Zerodium, a broker of security exploits, is offering $1.5 million for attacks that work against fully patched iPhones and iPads, reports Ars Technica. That’s triple the size of its previous offer.
Zerodium also doubled, to $200,000, the amount it will pay for attacks that exploit previously unknown vulnerabilities in Google’s competing Android operating system, and the group raised the amount for so-called zeroday exploits in Adobe’s Flash media player to $80,000 from $50,000. After buying the working exploits, the company then sells them to its customers, which include major technology, finance, and defense corporations, as well as government agencies. A zero-day vulnerability is one not yet known to the developer, so companies have zero days to prepare for exploits
“Prices are directly linked to the difficulty of making a full chain of exploits, and we know that iOS 10 and Android 7 are both much harder to exploit than their previous versions,” Zerodium founder Chaouki Bekrar told Ars. Asked why a string of iOS exploits commanded 7.5 times the price of a comparable one for Android he said: “That means that iOS 10 chain exploits are either 7.5 x harder than Android or the demand for iOS exploits is 7.5 x higher. The reality is a mix of both.”
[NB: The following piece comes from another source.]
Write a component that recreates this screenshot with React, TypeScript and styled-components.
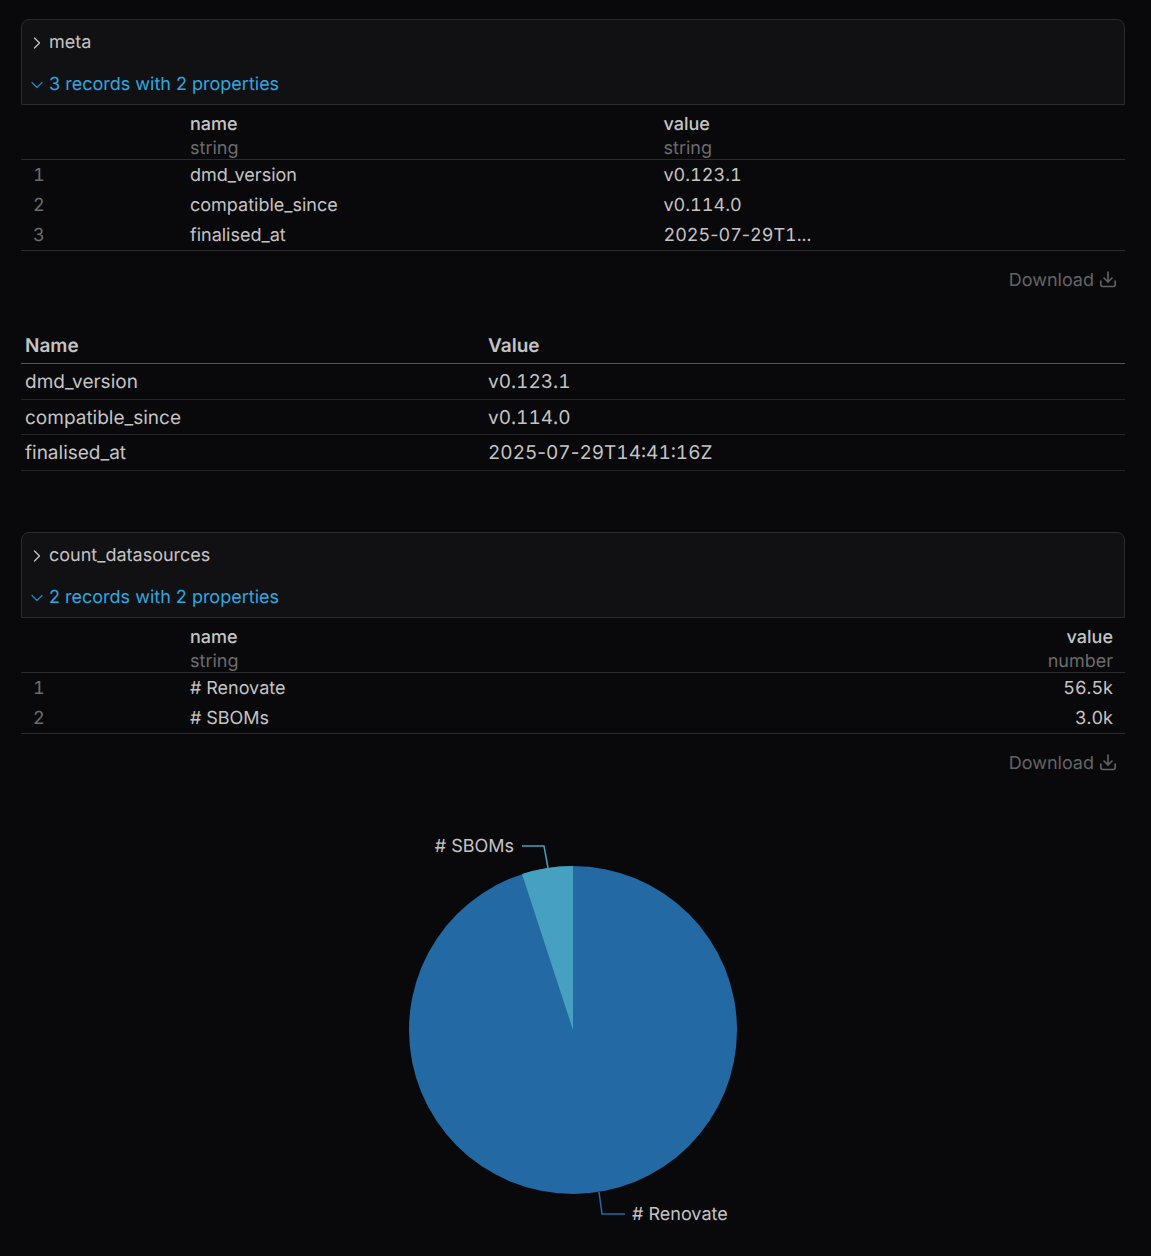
import { createGlobalStyle, styled } from 'styled-components';
import { ChevronDown, ChevronRight } from 'lucide-react';

const GlobalStyle = createGlobalStyle`
  html, body {
    margin: 0;
    padding: 0;
    background: #09090b;
  }
  body {
    font-family: Inter, "Liberation Sans", sans-serif;
    color: #c4c4c5;
    font-size: 18px;
    text-rendering: geometricPrecision;
  }
`;

const Page = styled.div`
  width: 1151px;
  height: 1256px;
  box-sizing: border-box;
  padding: 19px 26px 0 21px;
  overflow: hidden;
`;

const Panel = styled.div`
  height: 86px;
  box-sizing: border-box;
  background: #111113;
  border: 1px solid #2a2b2e;
  border-radius: 8px 8px 0 0;
  display: flex;
  flex-direction: column;
  padding: 1px 0 0 5px;
`;

const PanelRow = styled.div<{ $active?: boolean }>`
  height: 42px;
  flex: none;
  display: flex;
  align-items: center;
  gap: 2px;
  font-size: 18px;
  color: ${(p) => (p.$active ? '#2fa8e0' : '#c4c4c5')};
  svg {
    width: 20px;
    height: 20px;
    flex: none;
    margin-top: 2px;
    stroke-width: 1.5;
    color: ${(p) => (p.$active ? '#1f86bd' : '#c4c4c5')};
  }
`;

const DataRow = styled.div<{ $right?: boolean }>`
  display: grid;
  grid-template-columns: ${(p) => (p.$right ? '157px 1fr 120px' : '157px 473.5px 1fr')};
  height: 30px;
  line-height: 32px;
  padding-left: 12px;
  font-variant-numeric: tabular-nums;
`;

const HeadBlock = styled.div`
  height: 55px;
  box-sizing: border-box;
  padding-top: 8px;
  border-bottom: 1px solid #2a2b2e;
`;

const HeadRow = styled(DataRow)`
  height: 24px;
  line-height: 24px;
`;

const RowsBlock = styled.div`
  border-bottom: 1px solid #2a2b2e;
`;

const Muted = styled.div`
  color: #6b6c6e;
`;

const Strong = styled.div`
  font-weight: 500;
`;

const Cell = styled.div<{ $right?: boolean }>`
  text-align: ${(p) => (p.$right ? 'right' : 'left')};
  padding-right: ${(p) => (p.$right ? '12px' : '0')};
`;

const Dash = styled.span`
  font-variant-numeric: normal;
`;

const DownloadBar = styled.div`
  height: 57px;
  box-sizing: border-box;
  padding: 2px 5px 0 0;
  display: flex;
  justify-content: flex-end;
  align-items: center;
  gap: 2px;
  color: #636466;
  svg {
    width: 24px;
    height: 24px;
    margin-bottom: 2px;
    stroke-width: 1.6;
  }
`;

const MdTable = styled.div`
  margin-top: 21px;
  font-size: 19px;
`;

const MdRow = styled.div<{ $head?: boolean }>`
  display: grid;
  grid-template-columns: 463px 1fr;
  height: ${(p) => (p.$head ? '35px' : '35.5px')};
  box-sizing: border-box;
  line-height: ${(p) => (p.$head ? '34px' : '35.5px')};
  padding-left: 4px;
  font-weight: ${(p) => (p.$head ? 600 : 400)};
  font-variant-numeric: tabular-nums;
  border-bottom: 1px solid ${(p) => (p.$head ? '#55565a' : '#25262a')};
`;

const Section = styled.div`
  margin-top: 61.5px;
`;

const Chart = styled.svg`
  display: block;
  width: 1104px;
  height: 438px;
  margin-top: 1px;
  font-family: Inter, "Liberation Sans", sans-serif;
`;

function DownloadIcon() {
  return (
    <svg viewBox='0 0 24 24' fill='none' stroke='currentColor' strokeLinecap='round' strokeLinejoin='round'>
      <path d='M4.8 13v3.5a2 2 0 0 0 2 2h10.4a2 2 0 0 0 2 -2V13' />
      <path d='M8 10l4 4l4 -4' />
      <path d='M12 4v10' />
    </svg>
  );
}

function Header({ title, summary }: { title: string; summary: string }) {
  return (
    <Panel>
      <PanelRow>
        <ChevronRight />
        {title}
      </PanelRow>
      <PanelRow $active>
        <ChevronDown />
        {summary}
      </PanelRow>
    </Panel>
  );
}

// hyphens keep their normal width, only the digits are tabular
function Stamp({ text }: { text: string }) {
  const parts = text.split('-');
  return (
    <div>
      {parts.map((part, i) => (
        <span key={i}>
          {i > 0 && <Dash>-</Dash>}
          {part}
        </span>
      ))}
    </div>
  );
}

const metaRows = [
  ['dmd_version', 'v0.123.1'],
  ['compatible_since', 'v0.114.0'],
  ['finalised_at', '2025-07-29T1...'],
];

const mdRows = [
  ['dmd_version', 'v0.123.1'],
  ['compatible_since', 'v0.114.0'],
  ['finalised_at', '2025-07-29T14:41:16Z'],
];

const countRows = [
  ['# Renovate', '56.5k'],
  ['# SBOMs', '3.0k'],
];

export default function App() {
  return (
    <Page>
      <GlobalStyle />
      <Header title='meta' summary='3 records with 2 properties' />
      <HeadBlock>
        <HeadRow>
          <div />
          <Strong>name</Strong>
          <Strong>value</Strong>
        </HeadRow>
        <HeadRow>
          <div />
          <Muted>string</Muted>
          <Muted>string</Muted>
        </HeadRow>
      </HeadBlock>
      <RowsBlock>
        {metaRows.map((row, i) => (
          <DataRow key={row[0]}>
            <Muted>{i + 1}</Muted>
            <div>{row[0]}</div>
            <Stamp text={row[1]} />
          </DataRow>
        ))}
      </RowsBlock>
      <DownloadBar>
        Download
        <DownloadIcon />
      </DownloadBar>

      <MdTable>
        <MdRow $head>
          <div>Name</div>
          <div>Value</div>
        </MdRow>
        {mdRows.map((row) => (
          <MdRow key={row[0]}>
            <div>{row[0]}</div>
            <Stamp text={row[1]} />
          </MdRow>
        ))}
      </MdTable>

      <Section>
        <Header title='count_datasources' summary='2 records with 2 properties' />
        <HeadBlock>
          <HeadRow $right>
            <div />
            <Strong>name</Strong>
            <Cell $right>
              <Strong>value</Strong>
            </Cell>
          </HeadRow>
          <HeadRow $right>
            <div />
            <Muted>string</Muted>
            <Cell $right>
              <Muted>number</Muted>
            </Cell>
          </HeadRow>
        </HeadBlock>
        <RowsBlock>
          {countRows.map((row, i) => (
            <DataRow key={row[0]} $right>
              <Muted>{i + 1}</Muted>
              <div>{row[0]}</div>
              <Cell $right>{row[1]}</Cell>
            </DataRow>
          ))}
        </RowsBlock>
        <DownloadBar>
          Download
          <DownloadIcon />
        </DownloadBar>
      </Section>

      {/* chart origin: x 21, y 792 */}
      <Chart viewBox='21 792 1104 438'>
        <circle cx='573' cy='1030' r='164' fill='#236aa4' />
        <path d='M573 1030 L573 866 A164 164 0 0 0 522 874 Z' fill='#45a1bf' />
        <polyline points='522,846 544,846 548,868' fill='none' stroke='#45a1bf' strokeWidth='1.5' />
        <polyline points='599,1192 602,1214 625,1214' fill='none' stroke='#236aa4' strokeWidth='1.5' />
        <text x='514' y='852' textAnchor='end' fontSize='18' fill='#c4c4c5'>
          # SBOMs
        </text>
        <text x='632' y='1220' fontSize='18' fill='#c4c4c5'>
          # Renovate
        </text>
      </Chart>
    </Page>
  );
}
Zerodium buys strings of exploits and flips them to government agencies. The state in turn apply the solutions to compromise target devices for surveillance purposes.
“Zerodium’s move significantly puts upward pressure on the already sky-high prices paid for high-severity vulnerability reports,” notes Dan Goodin, security editor at Ars. “It will also ensure that an ample supply of zeroday exploits remain in the wild, despite the non-trivial strides Apple, Google, and other software makers continue to make in security their products.